What you have to do: Leave out any picture and return the remaining listing below exactly as given.

[Begin Supplied data]

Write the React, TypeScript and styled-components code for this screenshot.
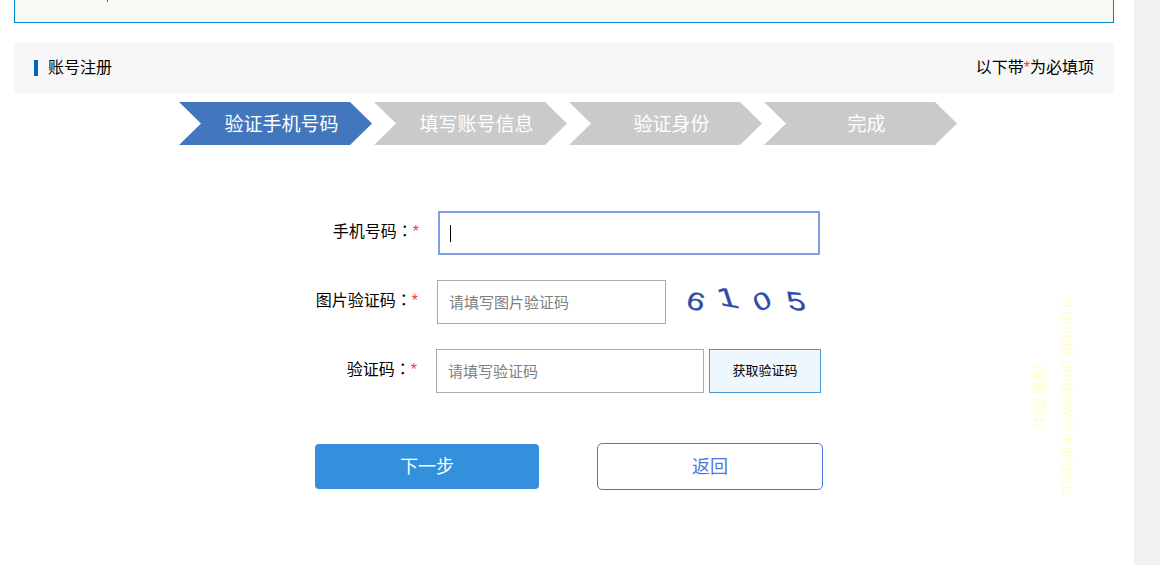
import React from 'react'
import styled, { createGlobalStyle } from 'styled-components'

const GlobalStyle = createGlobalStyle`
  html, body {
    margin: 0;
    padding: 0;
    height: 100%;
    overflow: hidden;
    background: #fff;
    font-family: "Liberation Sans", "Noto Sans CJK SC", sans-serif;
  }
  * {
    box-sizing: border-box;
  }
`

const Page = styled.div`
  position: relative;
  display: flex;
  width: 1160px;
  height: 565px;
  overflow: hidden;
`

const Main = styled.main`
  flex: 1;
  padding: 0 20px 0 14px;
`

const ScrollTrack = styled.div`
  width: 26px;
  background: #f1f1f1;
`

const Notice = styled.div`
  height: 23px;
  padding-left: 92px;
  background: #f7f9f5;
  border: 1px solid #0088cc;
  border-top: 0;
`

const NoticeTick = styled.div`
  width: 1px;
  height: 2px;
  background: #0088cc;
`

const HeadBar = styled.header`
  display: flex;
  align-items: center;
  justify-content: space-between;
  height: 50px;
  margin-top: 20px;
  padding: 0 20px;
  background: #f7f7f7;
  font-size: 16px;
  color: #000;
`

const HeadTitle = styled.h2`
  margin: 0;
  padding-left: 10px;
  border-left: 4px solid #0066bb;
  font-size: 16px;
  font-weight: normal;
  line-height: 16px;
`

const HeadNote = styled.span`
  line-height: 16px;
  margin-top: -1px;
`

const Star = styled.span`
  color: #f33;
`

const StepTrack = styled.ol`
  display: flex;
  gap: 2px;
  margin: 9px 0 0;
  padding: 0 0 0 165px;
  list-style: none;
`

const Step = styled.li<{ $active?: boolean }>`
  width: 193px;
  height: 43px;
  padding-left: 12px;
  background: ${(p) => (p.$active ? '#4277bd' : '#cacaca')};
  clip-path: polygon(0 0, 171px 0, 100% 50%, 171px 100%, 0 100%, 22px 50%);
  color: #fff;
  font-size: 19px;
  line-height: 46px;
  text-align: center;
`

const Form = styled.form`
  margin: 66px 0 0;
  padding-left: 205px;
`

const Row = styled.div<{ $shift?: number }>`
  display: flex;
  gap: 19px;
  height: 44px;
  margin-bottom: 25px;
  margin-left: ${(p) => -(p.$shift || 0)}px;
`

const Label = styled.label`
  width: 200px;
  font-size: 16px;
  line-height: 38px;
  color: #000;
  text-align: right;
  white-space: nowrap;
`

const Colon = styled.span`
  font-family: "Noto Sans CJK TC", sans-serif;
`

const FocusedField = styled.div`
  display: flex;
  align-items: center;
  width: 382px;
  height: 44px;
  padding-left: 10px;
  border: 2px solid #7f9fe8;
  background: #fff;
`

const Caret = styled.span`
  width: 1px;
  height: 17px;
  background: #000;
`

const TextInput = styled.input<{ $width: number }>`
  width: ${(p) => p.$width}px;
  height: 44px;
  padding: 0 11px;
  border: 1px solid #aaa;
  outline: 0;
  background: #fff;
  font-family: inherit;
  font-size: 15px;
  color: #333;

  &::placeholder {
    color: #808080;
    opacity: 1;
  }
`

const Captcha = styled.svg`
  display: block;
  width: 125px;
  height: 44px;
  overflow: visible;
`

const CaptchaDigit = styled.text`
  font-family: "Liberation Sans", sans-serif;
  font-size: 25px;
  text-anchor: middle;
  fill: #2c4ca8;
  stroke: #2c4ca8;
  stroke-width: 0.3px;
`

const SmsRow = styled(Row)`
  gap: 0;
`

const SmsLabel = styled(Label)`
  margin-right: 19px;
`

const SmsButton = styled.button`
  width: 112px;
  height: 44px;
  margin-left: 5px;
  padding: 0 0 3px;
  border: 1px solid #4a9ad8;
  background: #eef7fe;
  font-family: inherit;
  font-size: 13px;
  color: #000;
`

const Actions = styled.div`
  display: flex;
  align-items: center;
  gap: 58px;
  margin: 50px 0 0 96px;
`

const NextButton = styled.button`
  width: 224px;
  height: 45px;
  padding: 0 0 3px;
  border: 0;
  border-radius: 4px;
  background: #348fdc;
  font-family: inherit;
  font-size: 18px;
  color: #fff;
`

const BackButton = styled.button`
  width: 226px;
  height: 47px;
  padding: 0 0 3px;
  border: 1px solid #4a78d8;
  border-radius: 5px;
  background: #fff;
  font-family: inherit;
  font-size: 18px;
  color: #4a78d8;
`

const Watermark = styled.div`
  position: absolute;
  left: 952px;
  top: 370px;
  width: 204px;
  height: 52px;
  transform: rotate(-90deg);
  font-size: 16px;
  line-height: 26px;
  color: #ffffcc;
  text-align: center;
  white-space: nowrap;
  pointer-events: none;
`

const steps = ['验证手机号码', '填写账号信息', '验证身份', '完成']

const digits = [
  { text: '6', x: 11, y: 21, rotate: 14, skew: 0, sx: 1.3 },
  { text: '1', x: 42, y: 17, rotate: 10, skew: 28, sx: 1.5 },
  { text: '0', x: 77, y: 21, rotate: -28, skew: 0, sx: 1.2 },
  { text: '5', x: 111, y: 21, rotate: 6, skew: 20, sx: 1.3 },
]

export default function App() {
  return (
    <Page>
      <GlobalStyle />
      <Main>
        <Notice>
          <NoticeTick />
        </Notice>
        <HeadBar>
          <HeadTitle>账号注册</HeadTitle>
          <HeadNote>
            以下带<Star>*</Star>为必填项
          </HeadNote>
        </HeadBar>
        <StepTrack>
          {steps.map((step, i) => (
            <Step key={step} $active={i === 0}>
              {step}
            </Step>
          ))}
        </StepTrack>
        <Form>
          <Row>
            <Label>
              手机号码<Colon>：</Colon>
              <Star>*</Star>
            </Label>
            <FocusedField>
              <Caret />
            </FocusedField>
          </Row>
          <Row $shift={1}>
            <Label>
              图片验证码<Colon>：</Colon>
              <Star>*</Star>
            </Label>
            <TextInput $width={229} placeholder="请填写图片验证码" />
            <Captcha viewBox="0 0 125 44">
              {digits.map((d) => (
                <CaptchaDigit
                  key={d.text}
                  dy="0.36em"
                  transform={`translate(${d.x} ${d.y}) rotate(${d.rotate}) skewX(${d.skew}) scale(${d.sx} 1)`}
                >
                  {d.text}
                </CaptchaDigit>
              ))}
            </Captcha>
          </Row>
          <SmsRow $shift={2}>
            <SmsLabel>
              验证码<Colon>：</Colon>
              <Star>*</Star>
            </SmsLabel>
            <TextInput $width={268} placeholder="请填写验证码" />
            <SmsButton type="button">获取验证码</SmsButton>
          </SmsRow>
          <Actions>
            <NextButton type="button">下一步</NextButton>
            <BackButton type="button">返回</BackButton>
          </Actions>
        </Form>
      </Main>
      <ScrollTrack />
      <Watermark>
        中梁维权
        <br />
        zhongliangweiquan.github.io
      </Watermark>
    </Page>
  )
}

[End Supplied data]

Written response:
Write the React, TypeScript and styled-components code for this screenshot.
import React from 'react'
import styled, { createGlobalStyle } from 'styled-components'

const GlobalStyle = createGlobalStyle`
  html, body {
    margin: 0;
    padding: 0;
    height: 100%;
    overflow: hidden;
    background: #fff;
    font-family: "Liberation Sans", "Noto Sans CJK SC", sans-serif;
  }
  * {
    box-sizing: border-box;
  }
`

const Page = styled.div`
  position: relative;
  display: flex;
  width: 1160px;
  height: 565px;
  overflow: hidden;
`

const Main = styled.main`
  flex: 1;
  padding: 0 20px 0 14px;
`

const ScrollTrack = styled.div`
  width: 26px;
  background: #f1f1f1;
`

const Notice = styled.div`
  height: 23px;
  padding-left: 92px;
  background: #f7f9f5;
  border: 1px solid #0088cc;
  border-top: 0;
`

const NoticeTick = styled.div`
  width: 1px;
  height: 2px;
  background: #0088cc;
`

const HeadBar = styled.header`
  display: flex;
  align-items: center;
  justify-content: space-between;
  height: 50px;
  margin-top: 20px;
  padding: 0 20px;
  background: #f7f7f7;
  font-size: 16px;
  color: #000;
`

const HeadTitle = styled.h2`
  margin: 0;
  padding-left: 10px;
  border-left: 4px solid #0066bb;
  font-size: 16px;
  font-weight: normal;
  line-height: 16px;
`

const HeadNote = styled.span`
  line-height: 16px;
  margin-top: -1px;
`

const Star = styled.span`
  color: #f33;
`

const StepTrack = styled.ol`
  display: flex;
  gap: 2px;
  margin: 9px 0 0;
  padding: 0 0 0 165px;
  list-style: none;
`

const Step = styled.li<{ $active?: boolean }>`
  width: 193px;
  height: 43px;
  padding-left: 12px;
  background: ${(p) => (p.$active ? '#4277bd' : '#cacaca')};
  clip-path: polygon(0 0, 171px 0, 100% 50%, 171px 100%, 0 100%, 22px 50%);
  color: #fff;
  font-size: 19px;
  line-height: 46px;
  text-align: center;
`

const Form = styled.form`
  margin: 66px 0 0;
  padding-left: 205px;
`

const Row = styled.div<{ $shift?: number }>`
  display: flex;
  gap: 19px;
  height: 44px;
  margin-bottom: 25px;
  margin-left: ${(p) => -(p.$shift || 0)}px;
`

const Label = styled.label`
  width: 200px;
  font-size: 16px;
  line-height: 38px;
  color: #000;
  text-align: right;
  white-space: nowrap;
`

const Colon = styled.span`
  font-family: "Noto Sans CJK TC", sans-serif;
`

const FocusedField = styled.div`
  display: flex;
  align-items: center;
  width: 382px;
  height: 44px;
  padding-left: 10px;
  border: 2px solid #7f9fe8;
  background: #fff;
`

const Caret = styled.span`
  width: 1px;
  height: 17px;
  background: #000;
`

const TextInput = styled.input<{ $width: number }>`
  width: ${(p) => p.$width}px;
  height: 44px;
  padding: 0 11px;
  border: 1px solid #aaa;
  outline: 0;
  background: #fff;
  font-family: inherit;
  font-size: 15px;
  color: #333;

  &::placeholder {
    color: #808080;
    opacity: 1;
  }
`

const Captcha = styled.svg`
  display: block;
  width: 125px;
  height: 44px;
  overflow: visible;
`

const CaptchaDigit = styled.text`
  font-family: "Liberation Sans", sans-serif;
  font-size: 25px;
  text-anchor: middle;
  fill: #2c4ca8;
  stroke: #2c4ca8;
  stroke-width: 0.3px;
`

const SmsRow = styled(Row)`
  gap: 0;
`

const SmsLabel = styled(Label)`
  margin-right: 19px;
`

const SmsButton = styled.button`
  width: 112px;
  height: 44px;
  margin-left: 5px;
  padding: 0 0 3px;
  border: 1px solid #4a9ad8;
  background: #eef7fe;
  font-family: inherit;
  font-size: 13px;
  color: #000;
`

const Actions = styled.div`
  display: flex;
  align-items: center;
  gap: 58px;
  margin: 50px 0 0 96px;
`

const NextButton = styled.button`
  width: 224px;
  height: 45px;
  padding: 0 0 3px;
  border: 0;
  border-radius: 4px;
  background: #348fdc;
  font-family: inherit;
  font-size: 18px;
  color: #fff;
`

const BackButton = styled.button`
  width: 226px;
  height: 47px;
  padding: 0 0 3px;
  border: 1px solid #4a78d8;
  border-radius: 5px;
  background: #fff;
  font-family: inherit;
  font-size: 18px;
  color: #4a78d8;
`

const Watermark = styled.div`
  position: absolute;
  left: 952px;
  top: 370px;
  width: 204px;
  height: 52px;
  transform: rotate(-90deg);
  font-size: 16px;
  line-height: 26px;
  color: #ffffcc;
  text-align: center;
  white-space: nowrap;
  pointer-events: none;
`

const steps = ['验证手机号码', '填写账号信息', '验证身份', '完成']

const digits = [
  { text: '6', x: 11, y: 21, rotate: 14, skew: 0, sx: 1.3 },
  { text: '1', x: 42, y: 17, rotate: 10, skew: 28, sx: 1.5 },
  { text: '0', x: 77, y: 21, rotate: -28, skew: 0, sx: 1.2 },
  { text: '5', x: 111, y: 21, rotate: 6, skew: 20, sx: 1.3 },
]

export default function App() {
  return (
    <Page>
      <GlobalStyle />
      <Main>
        <Notice>
          <NoticeTick />
        </Notice>
        <HeadBar>
          <HeadTitle>账号注册</HeadTitle>
          <HeadNote>
            以下带<Star>*</Star>为必填项
          </HeadNote>
        </HeadBar>
        <StepTrack>
          {steps.map((step, i) => (
            <Step key={step} $active={i === 0}>
              {step}
            </Step>
          ))}
        </StepTrack>
        <Form>
          <Row>
            <Label>
              手机号码<Colon>：</Colon>
              <Star>*</Star>
            </Label>
            <FocusedField>
              <Caret />
            </FocusedField>
          </Row>
          <Row $shift={1}>
            <Label>
              图片验证码<Colon>：</Colon>
              <Star>*</Star>
            </Label>
            <TextInput $width={229} placeholder="请填写图片验证码" />
            <Captcha viewBox="0 0 125 44">
              {digits.map((d) => (
                <CaptchaDigit
                  key={d.text}
                  dy="0.36em"
                  transform={`translate(${d.x} ${d.y}) rotate(${d.rotate}) skewX(${d.skew}) scale(${d.sx} 1)`}
                >
                  {d.text}
                </CaptchaDigit>
              ))}
            </Captcha>
          </Row>
          <SmsRow $shift={2}>
            <SmsLabel>
              验证码<Colon>：</Colon>
              <Star>*</Star>
            </SmsLabel>
            <TextInput $width={268} placeholder="请填写验证码" />
            <SmsButton type="button">获取验证码</SmsButton>
          </SmsRow>
          <Actions>
            <NextButton type="button">下一步</NextButton>
            <BackButton type="button">返回</BackButton>
          </Actions>
        </Form>
      </Main>
      <ScrollTrack />
      <Watermark>
        中梁维权
        <br />
        zhongliangweiquan.github.io
      </Watermark>
    </Page>
  )
}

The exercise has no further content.